### GIVEN INSTRUCTION
Write the material out again in full, word for word. Do not include the pictures.

### SUPPLIED MATERIAL

========

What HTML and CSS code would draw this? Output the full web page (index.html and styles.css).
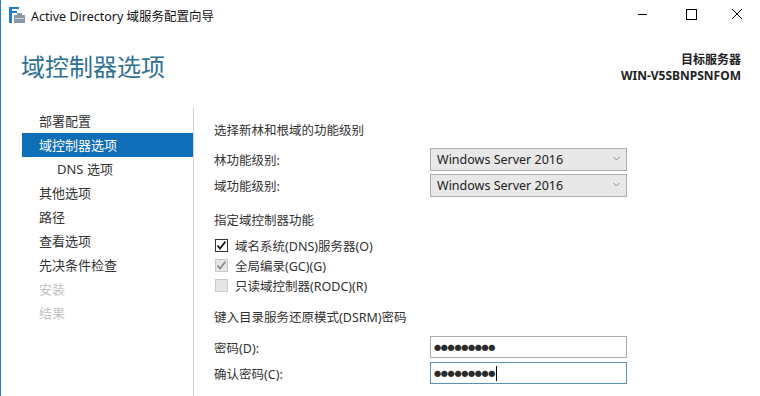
FILE: index.html
```html
<!DOCTYPE html>
<html lang="zh-CN">
<head>
  <meta charset="UTF-8" />
  <title>Active Directory 域服务配置向导</title>
  <link rel="stylesheet" href="styles.css">
</head>
<body>
  <div class="window">
    <div class="titlebar">
      <svg class="app-icon" width="16" height="16" viewBox="0 0 16 16">
        <rect x="0" y="0" width="3" height="16" fill="#1f7fc4"/>
        <rect x="3" y="0" width="7" height="2" fill="#1f7fc4"/>
        <rect x="3" y="4" width="5" height="2" fill="#1f7fc4"/>
        <rect x="5" y="8" width="11" height="8" fill="#8a98a6"/>
        <rect x="8" y="6" width="5" height="2" fill="#8a98a6"/>
        <rect x="6" y="11" width="9" height="1" fill="#c9d2da"/>
      </svg>
      <div class="title">Active Directory 域服务配置向导</div>
      <div class="controls">
        <svg width="46" height="30" viewBox="0 0 46 30"><line x1="16" y1="14.5" x2="25" y2="14.5" stroke="#000" stroke-width="1"/></svg>
        <svg width="46" height="30" viewBox="0 0 46 30"><rect x="18.5" y="9.5" width="10" height="10" fill="none" stroke="#000" stroke-width="1"/></svg>
        <svg width="46" height="30" viewBox="0 0 46 30"><path d="M18 9 L28 19 M28 9 L18 19" stroke="#000" stroke-width="1"/></svg>
      </div>
    </div>

    <div class="header">
      <h1>域控制器选项</h1>
      <div class="target">
        <div>目标服务器</div>
        <div>WIN-V5SBNPSNFOM</div>
      </div>
    </div>

    <div class="main">
      <ul class="nav">
        <li>部署配置</li>
        <li class="active">域控制器选项</li>
        <li class="sub">DNS 选项</li>
        <li>其他选项</li>
        <li>路径</li>
        <li>查看选项</li>
        <li>先决条件检查</li>
        <li class="disabled">安装</li>
        <li class="disabled">结果</li>
      </ul>

      <div class="content">
        <div class="section-title">选择新林和根域的功能级别</div>
        <div class="field first">
          <span class="label">林功能级别:</span>
          <div class="select">Windows Server 2016
            <svg class="chev" width="7" height="5" viewBox="0 0 7 5"><path d="M0.5 1 L3.5 4 L6.5 1" fill="none" stroke="#8a8a8a" stroke-width="1"/></svg>
          </div>
        </div>
        <div class="field">
          <span class="label">域功能级别:</span>
          <div class="select">Windows Server 2016
            <svg class="chev" width="7" height="5" viewBox="0 0 7 5"><path d="M0.5 1 L3.5 4 L6.5 1" fill="none" stroke="#8a8a8a" stroke-width="1"/></svg>
          </div>
        </div>

        <div class="section-title s2">指定域控制器功能</div>
        <div class="checks">
          <div class="check">
            <span class="box">
              <svg width="11" height="11" viewBox="0 0 11 11"><path d="M1.5 5.5 L4 8.5 L9.5 1.5" fill="none" stroke="#1a1a1a" stroke-width="1.8"/></svg>
            </span>域名系统(DNS)服务器(O)
          </div>
          <div class="check">
            <span class="box grey">
              <svg width="11" height="11" viewBox="0 0 11 11"><path d="M1.5 5.5 L4 8.5 L9.5 1.5" fill="none" stroke="#8c8c8c" stroke-width="1.8"/></svg>
            </span>全局编录(GC)(G)
          </div>
          <div class="check"><span class="box grey"></span>只读域控制器(RODC)(R)</div>
        </div>

        <div class="section-title s3">键入目录服务还原模式(DSRM)密码</div>
        <div class="field pw first-pw">
          <span class="label">密码(D):</span>
          <div class="input">●●●●●●●●●</div>
        </div>
        <div class="field pw">
          <span class="label">确认密码(C):</span>
          <div class="input focused">●●●●●●●●●<span class="caret"></span></div>
        </div>
      </div>
    </div>
  </div>
</body>
</html>
```

FILE: styles.css
```css
* {
  margin: 0;
  padding: 0;
  box-sizing: border-box;
}

html, body {
  width: 760px;
  height: 396px;
  overflow: hidden;
  background: #fff;
  font-family: "Noto Sans", "Noto Sans CJK SC", sans-serif;
  font-size: 12.5px;
  color: #333;
}

.window {
  height: 396px;
  border-left: 1px solid #2b7dbd;
  background: #fff;
}

.titlebar {
  height: 30px;
  display: flex;
  align-items: center;
}

.app-icon {
  margin-left: 8px;
  margin-right: 6px;
}

.title {
  font-size: 12.5px;
  color: #111;
  flex: 1;
}

.controls {
  display: flex;
}

.controls svg {
  display: block;
}

.header {
  height: 78px;
  display: flex;
  justify-content: space-between;
  padding: 21px 19px 0 20px;
}

h1 {
  font-size: 24px;
  font-weight: normal;
  color: #2e7191;
  line-height: 32px;
}

.target {
  text-align: right;
  font-size: 12px;
  font-weight: bold;
  line-height: 16px;
  color: #222;
  padding-top: 1px;
}

.main {
  display: flex;
  height: 288px;
}

.nav {
  list-style: none;
  width: 193px;
  border-right: 1px solid #d4d4d4;
  padding: 1px 0 0 21px;
}

.nav li {
  height: 24px;
  line-height: 24px;
  padding-left: 17px;
  font-size: 13px;
  color: #333;
}

.nav li.active {
  background: #0e6eb8;
  color: #fff;
}

.nav li.sub {
  padding-left: 35px;
}

.nav li.disabled {
  color: #c2c2c2;
}

.content {
  flex: 1;
  padding: 13px 0 0 20px;
}

.section-title {
  line-height: 20px;
  height: 20px;
}

.s2 {
  margin-top: 14px;
}

.s3 {
  margin-top: 13px;
}

.field {
  display: flex;
  align-items: center;
  margin-top: 3px;
}

.field.first {
  margin-top: 7px;
}

.label {
  width: 216px;
}

.select {
  position: relative;
  width: 197px;
  height: 23px;
  line-height: 21px;
  background: #e8e8e8;
  border: 1px solid #adadad;
  padding-left: 6px;
  font-size: 12.5px;
  color: #222;
}

.chev {
  position: absolute;
  right: 6px;
  top: 7px;
}

.checks {
  margin-top: 4px;
}

.check {
  height: 20px;
  display: flex;
  align-items: center;
}

.box {
  width: 13px;
  height: 13px;
  border: 1px solid #333;
  margin: 0 7px 0 1px;
  background: #fff;
  display: flex;
}

.box svg {
  display: block;
}

.box.grey {
  border-color: #c8c8c8;
  background: #e6e6e6;
}

.pw {
  margin-top: 4px;
}

.pw.first-pw {
  margin-top: 8px;
}

.input {
  width: 197px;
  height: 22px;
  border: 1px solid #adadad;
  padding-left: 3px;
  font-size: 7.1px;
  letter-spacing: -0.3px;
  line-height: 20px;
  color: #2a2a2a;
  display: flex;
  align-items: center;
}

.input.focused {
  border-color: #5d8fb2;
}

.caret {
  display: inline-block;
  width: 1px;
  height: 15px;
  background: #000;
  margin-left: 1px;
}
```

========

### THE REPLY
What HTML and CSS code would draw this? Output the full web page (index.html and styles.css).
FILE: index.html
```html
<!DOCTYPE html>
<html lang="zh-CN">
<head>
  <meta charset="UTF-8" />
  <title>Active Directory 域服务配置向导</title>
  <link rel="stylesheet" href="styles.css">
</head>
<body>
  <div class="window">
    <div class="titlebar">
      <svg class="app-icon" width="16" height="16" viewBox="0 0 16 16">
        <rect x="0" y="0" width="3" height="16" fill="#1f7fc4"/>
        <rect x="3" y="0" width="7" height="2" fill="#1f7fc4"/>
        <rect x="3" y="4" width="5" height="2" fill="#1f7fc4"/>
        <rect x="5" y="8" width="11" height="8" fill="#8a98a6"/>
        <rect x="8" y="6" width="5" height="2" fill="#8a98a6"/>
        <rect x="6" y="11" width="9" height="1" fill="#c9d2da"/>
      </svg>
      <div class="title">Active Directory 域服务配置向导</div>
      <div class="controls">
        <svg width="46" height="30" viewBox="0 0 46 30"><line x1="16" y1="14.5" x2="25" y2="14.5" stroke="#000" stroke-width="1"/></svg>
        <svg width="46" height="30" viewBox="0 0 46 30"><rect x="18.5" y="9.5" width="10" height="10" fill="none" stroke="#000" stroke-width="1"/></svg>
        <svg width="46" height="30" viewBox="0 0 46 30"><path d="M18 9 L28 19 M28 9 L18 19" stroke="#000" stroke-width="1"/></svg>
      </div>
    </div>

    <div class="header">
      <h1>域控制器选项</h1>
      <div class="target">
        <div>目标服务器</div>
        <div>WIN-V5SBNPSNFOM</div>
      </div>
    </div>

    <div class="main">
      <ul class="nav">
        <li>部署配置</li>
        <li class="active">域控制器选项</li>
        <li class="sub">DNS 选项</li>
        <li>其他选项</li>
        <li>路径</li>
        <li>查看选项</li>
        <li>先决条件检查</li>
        <li class="disabled">安装</li>
        <li class="disabled">结果</li>
      </ul>

      <div class="content">
        <div class="section-title">选择新林和根域的功能级别</div>
        <div class="field first">
          <span class="label">林功能级别:</span>
          <div class="select">Windows Server 2016
            <svg class="chev" width="7" height="5" viewBox="0 0 7 5"><path d="M0.5 1 L3.5 4 L6.5 1" fill="none" stroke="#8a8a8a" stroke-width="1"/></svg>
          </div>
        </div>
        <div class="field">
          <span class="label">域功能级别:</span>
          <div class="select">Windows Server 2016
            <svg class="chev" width="7" height="5" viewBox="0 0 7 5"><path d="M0.5 1 L3.5 4 L6.5 1" fill="none" stroke="#8a8a8a" stroke-width="1"/></svg>
          </div>
        </div>

        <div class="section-title s2">指定域控制器功能</div>
        <div class="checks">
          <div class="check">
            <span class="box">
              <svg width="11" height="11" viewBox="0 0 11 11"><path d="M1.5 5.5 L4 8.5 L9.5 1.5" fill="none" stroke="#1a1a1a" stroke-width="1.8"/></svg>
            </span>域名系统(DNS)服务器(O)
          </div>
          <div class="check">
            <span class="box grey">
              <svg width="11" height="11" viewBox="0 0 11 11"><path d="M1.5 5.5 L4 8.5 L9.5 1.5" fill="none" stroke="#8c8c8c" stroke-width="1.8"/></svg>
            </span>全局编录(GC)(G)
          </div>
          <div class="check"><span class="box grey"></span>只读域控制器(RODC)(R)</div>
        </div>

        <div class="section-title s3">键入目录服务还原模式(DSRM)密码</div>
        <div class="field pw first-pw">
          <span class="label">密码(D):</span>
          <div class="input">●●●●●●●●●</div>
        </div>
        <div class="field pw">
          <span class="label">确认密码(C):</span>
          <div class="input focused">●●●●●●●●●<span class="caret"></span></div>
        </div>
      </div>
    </div>
  </div>
</body>
</html>
```

FILE: styles.css
```css
* {
  margin: 0;
  padding: 0;
  box-sizing: border-box;
}

html, body {
  width: 760px;
  height: 396px;
  overflow: hidden;
  background: #fff;
  font-family: "Noto Sans", "Noto Sans CJK SC", sans-serif;
  font-size: 12.5px;
  color: #333;
}

.window {
  height: 396px;
  border-left: 1px solid #2b7dbd;
  background: #fff;
}

.titlebar {
  height: 30px;
  display: flex;
  align-items: center;
}

.app-icon {
  margin-left: 8px;
  margin-right: 6px;
}

.title {
  font-size: 12.5px;
  color: #111;
  flex: 1;
}

.controls {
  display: flex;
}

.controls svg {
  display: block;
}

.header {
  height: 78px;
  display: flex;
  justify-content: space-between;
  padding: 21px 19px 0 20px;
}

h1 {
  font-size: 24px;
  font-weight: normal;
  color: #2e7191;
  line-height: 32px;
}

.target {
  text-align: right;
  font-size: 12px;
  font-weight: bold;
  line-height: 16px;
  color: #222;
  padding-top: 1px;
}

.main {
  display: flex;
  height: 288px;
}

.nav {
  list-style: none;
  width: 193px;
  border-right: 1px solid #d4d4d4;
  padding: 1px 0 0 21px;
}

.nav li {
  height: 24px;
  line-height: 24px;
  padding-left: 17px;
  font-size: 13px;
  color: #333;
}

.nav li.active {
  background: #0e6eb8;
  color: #fff;
}

.nav li.sub {
  padding-left: 35px;
}

.nav li.disabled {
  color: #c2c2c2;
}

.content {
  flex: 1;
  padding: 13px 0 0 20px;
}

.section-title {
  line-height: 20px;
  height: 20px;
}

.s2 {
  margin-top: 14px;
}

.s3 {
  margin-top: 13px;
}

.field {
  display: flex;
  align-items: center;
  margin-top: 3px;
}

.field.first {
  margin-top: 7px;
}

.label {
  width: 216px;
}

.select {
  position: relative;
  width: 197px;
  height: 23px;
  line-height: 21px;
  background: #e8e8e8;
  border: 1px solid #adadad;
  padding-left: 6px;
  font-size: 12.5px;
  color: #222;
}

.chev {
  position: absolute;
  right: 6px;
  top: 7px;
}

.checks {
  margin-top: 4px;
}

.check {
  height: 20px;
  display: flex;
  align-items: center;
}

.box {
  width: 13px;
  height: 13px;
  border: 1px solid #333;
  margin: 0 7px 0 1px;
  background: #fff;
  display: flex;
}

.box svg {
  display: block;
}

.box.grey {
  border-color: #c8c8c8;
  background: #e6e6e6;
}

.pw {
  margin-top: 4px;
}

.pw.first-pw {
  margin-top: 8px;
}

.input {
  width: 197px;
  height: 22px;
  border: 1px solid #adadad;
  padding-left: 3px;
  font-size: 7.1px;
  letter-spacing: -0.3px;
  line-height: 20px;
  color: #2a2a2a;
  display: flex;
  align-items: center;
}

.input.focused {
  border-color: #5d8fb2;
}

.caret {
  display: inline-block;
  width: 1px;
  height: 15px;
  background: #000;
  margin-left: 1px;
}
```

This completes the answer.